When was the last time you really paid attention to the way someone spoke? When was the last time you listened to a person’s choice of words? How closely have you been listening? Have you been tuned in? Tuned out? Are you as astute as an eagle/queen scout?

            The sound and delivery ingrained with communication is fascinating. It speaks so much to how a person’s mind is operating, feeling, and thinking. Almost nothing gives you as much insight into someone’s mind as when they speak and how the messages are being delivered.
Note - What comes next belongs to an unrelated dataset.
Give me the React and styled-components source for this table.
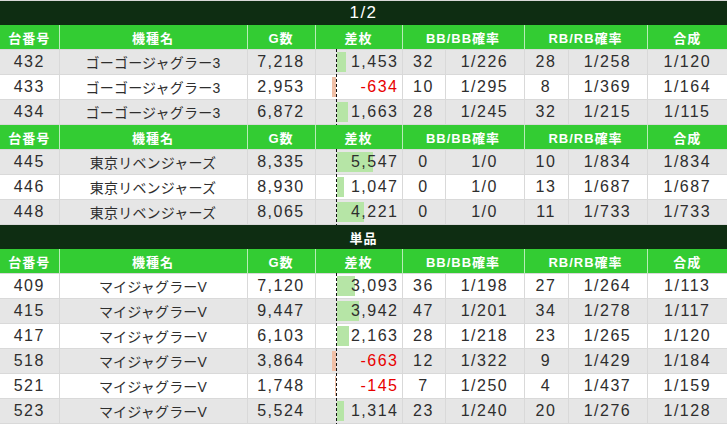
import React from "react";
import styled, { createGlobalStyle } from "styled-components";

const GlobalStyle = createGlobalStyle`
  html, body {
    margin: 0;
    padding: 0;
    background: #ffffff;
  }
`;

const Table = styled.table`
  width: 727px;
  border-collapse: collapse;
  table-layout: fixed;
  font-family: "Liberation Sans", "Noto Sans CJK JP", sans-serif;
`;

const TitleCell = styled.td`
  height: 24px;
  padding: 0;
  background: #0e2d12;
  color: #ffffff;
  text-align: center;
  font-weight: ${(p) => (p.$cjk ? "bold" : "normal")};
  font-size: ${(p) => (p.$cjk ? "13px" : "17px")};
  letter-spacing: ${(p) => (p.$cjk ? "1px" : "1.5px")};
  border-top: 1px solid #d8d8d8;
`;

const HeadCell = styled.th`
  height: 24px;
  padding: 0;
  background: #33cc33;
  color: #ffffff;
  font-size: 13px;
  font-weight: bold;
  letter-spacing: 1px;
  text-align: center;
  border: 1px solid #b8ecb8;
  border-top: none;
  border-bottom: none;
  &:first-child { border-left: none; }
  &:last-child { border-right: none; }
`;

const Row = styled.tr`
  background: ${(p) => (p.$shade ? "#e6e6e6" : "#ffffff")};
`;

const Cell = styled.td`
  height: 24px;
  padding: 0;
  color: #2e2e2e;
  font-size: 16px;
  letter-spacing: 1.5px;
  text-align: center;
  white-space: nowrap;
  border: 1px solid #d9d9d9;
  &:first-child { border-left: none; }
  &:last-child { border-right: none; }
`;

const NameCell = styled(Cell)`
  font-size: 14px;
  letter-spacing: 0.2px;
`;

const DiffCell = styled(Cell)`
  position: relative;
  text-align: right;
  padding-right: 3px;
  color: ${(p) => (p.$neg ? "#e80000" : "#2e2e2e")};

  &::before {
    content: "";
    position: absolute;
    left: 20px;
    top: -1px;
    bottom: -1px;
    width: 1px;
    background: repeating-linear-gradient(to bottom, #111 0 3px, transparent 3px 5px);
  }
`;

const Bar = styled.span`
  position: absolute;
  top: 2px;
  bottom: 2px;
  ${(p) => (p.$neg ? "right: calc(100% - 20px);" : "left: 21px;")}
  background: ${(p) => (p.$neg ? "#f0bfa6" : "#b6e5a6")};
`;

const DiffText = styled.span`
  position: relative;
`;

const widths = [59, 188, 68, 87, 43, 79, 44, 79, 80];

const fmt = (n) => (n < 0 ? "-" : "") + Math.abs(n).toLocaleString("en-US");

const Header = () => (
  <tr>
    <HeadCell>台番号</HeadCell>
    <HeadCell>機種名</HeadCell>
    <HeadCell>G数</HeadCell>
    <HeadCell>差枚</HeadCell>
    <HeadCell colSpan={2}>BB/BB確率</HeadCell>
    <HeadCell colSpan={2}>RB/RB確率</HeadCell>
    <HeadCell>合成</HeadCell>
  </tr>
);

const DataRow = ({ r, shade, scale }) => {
  const [no, name, games, diff, bb, bbr, rb, rbr, total] = r;
  const neg = diff < 0;
  return (
    <Row $shade={shade}>
      <Cell>{no}</Cell>
      <NameCell>{name}</NameCell>
      <Cell>{games}</Cell>
      <DiffCell $neg={neg}>
        <Bar $neg={neg} style={{ width: Math.max(1, Math.round(Math.abs(diff) * scale)) }} />
        <DiffText>{fmt(diff)}</DiffText>
      </DiffCell>
      <Cell>{bb}</Cell>
      <Cell>{bbr}</Cell>
      <Cell>{rb}</Cell>
      <Cell>{rbr}</Cell>
      <Cell>{total}</Cell>
    </Row>
  );
};

const GOGO = "ゴーゴージャグラー3";
const TOKYO = "東京リベンジャーズ";
const MY = "マイジャグラーV";

const sections = [
  {
    title: "1/2",
    scale: 0.0065,
    groups: [
      {
        firstShade: true,
        rows: [
          [432, GOGO, "7,218", 1453, 32, "1/226", 28, "1/258", "1/120"],
          [433, GOGO, "2,953", -634, 10, "1/295", 8, "1/369", "1/164"],
          [434, GOGO, "6,872", 1663, 28, "1/245", 32, "1/215", "1/115"],
        ],
      },
      {
        firstShade: true,
        rows: [
          [445, TOKYO, "8,335", 5547, 0, "1/0", 10, "1/834", "1/834"],
          [446, TOKYO, "8,930", 1047, 0, "1/0", 13, "1/687", "1/687"],
          [448, TOKYO, "8,065", 4221, 0, "1/0", 11, "1/733", "1/733"],
        ],
      },
    ],
  },
  {
    title: "単品",
    cjk: true,
    scale: 0.0057,
    groups: [
      {
        firstShade: false,
        rows: [
          [409, MY, "7,120", 3093, 36, "1/198", 27, "1/264", "1/113"],
          [415, MY, "9,447", 3942, 47, "1/201", 34, "1/278", "1/117"],
          [417, MY, "6,103", 2163, 28, "1/218", 23, "1/265", "1/120"],
          [518, MY, "3,864", -663, 12, "1/322", 9, "1/429", "1/184"],
          [521, MY, "1,748", -145, 7, "1/250", 4, "1/437", "1/159"],
          [523, MY, "5,524", 1314, 23, "1/240", 20, "1/276", "1/128"],
        ],
      },
    ],
  },
];

const App = () => (
  <>
    <GlobalStyle />
    <Table>
      <colgroup>
        {widths.map((w, i) => (
          <col key={i} style={{ width: w }} />
        ))}
      </colgroup>
      <tbody>
        {sections.map((s) => (
          <React.Fragment key={s.title}>
            <tr>
              <TitleCell colSpan={9} $cjk={s.cjk}>{s.title}</TitleCell>
            </tr>
            {s.groups.map((g, gi) => (
              <React.Fragment key={gi}>
                <Header />
                {g.rows.map((r, i) => (
                  <DataRow
                    key={r[0]}
                    r={r}
                    scale={s.scale}
                    shade={i % 2 === 0 ? g.firstShade : !g.firstShade}
                  />
                ))}
              </React.Fragment>
            ))}
          </React.Fragment>
        ))}
      </tbody>
    </Table>
  </>
);

export default App;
            Thinking about various words is just so much fun. Words are not nonsense – they are meaningful. They make up sentences and ideas to reveal how a person thinks and feels. Without words and language, we would be reduced to miming behavior and contorted movements. Really, we would be much more bizarre creatures.

            Now there is an interesting word; ‘bizarre’. The word itself is irregular, it is not used as often as say ‘weird’ or ‘unusual’ in the expression of human language. Why is it not used as much you may be wondering? Likely because there is a ‘z’ and 2 ‘r’s’ in it. The pattern of letters in the word ‘bizarre’ may also not be as easy to memorize. But there it is, the word ‘bizarre’. I secretly think that unusual words like ‘bizarre’ are used as attention getters. If someone begins to fade in a conversation, having their eyes glaze over as you begin to speak, a good communicative strategy may be to implant the word bizarre within the sentence. Just like the word ‘implant’ and ‘glaze’ tend to not be used as much as other words that possess similar meanings.

There are just so many words to pick and choose from, what will we do with all of the possibilities?

            What about the word ‘crux’. Now there is a word that is not used too often. And it is often used in an expression “Well, that’s just the crux of it.” Again, the point of using the word ‘crux’ is to recapture people’s attention as you see them nodding off in chronic boredom. The word ‘crux’ can also be delivered (in terms of sound) in a very nasty way. The ‘ux’ sound intimates a hissing sound that a scaly creature likes to make and can be quite offensive to sensitive ears (a sensitive brain really).

            Another interesting word is ‘palatable’. Think about the sound of the word as you sound it out. It is difficult to make the word ‘palatable’ sound bad or offensive. It is just such a smooth word. ‘Palatable’  has within it the word ‘table’. Tables tend to be smooth and sturdy, enduring time well while not fading away. All in all, palatable is a wonderful word to use when speaking. If you are using the word palatable in your speech, it is also likely that you are a palatable person.

            The word ‘satiate’ (while rhyming with the word ‘hate’), is actually quite a sharp word. It tends to be a word that is consistently used by neuroscientists. Everyone wants to satiate their hunger, and neuroscientists want to understand ‘why’ hunger needs to be satiated. It all kind of makes sense doesn’t it, chaotic and random as it all seems? When you or I do not eat, we begin to experience feelings of satiety – we therefore need to satiate the hunger no less quench the thirst.

            ‘Quench’ is another great word – crisp, refreshing, and right to the point. By ‘quenching’ your thirst and ‘satiating’ your hunger, you begin to sound sharp, definite, and bright all in one mouthful. Language is powerful – it is a tool. Language is also a weapon, be careful how you use it. Unexpected outcomes may emerge when certain words are jammed together to create hapless sentence. Be mindful, language is powerful.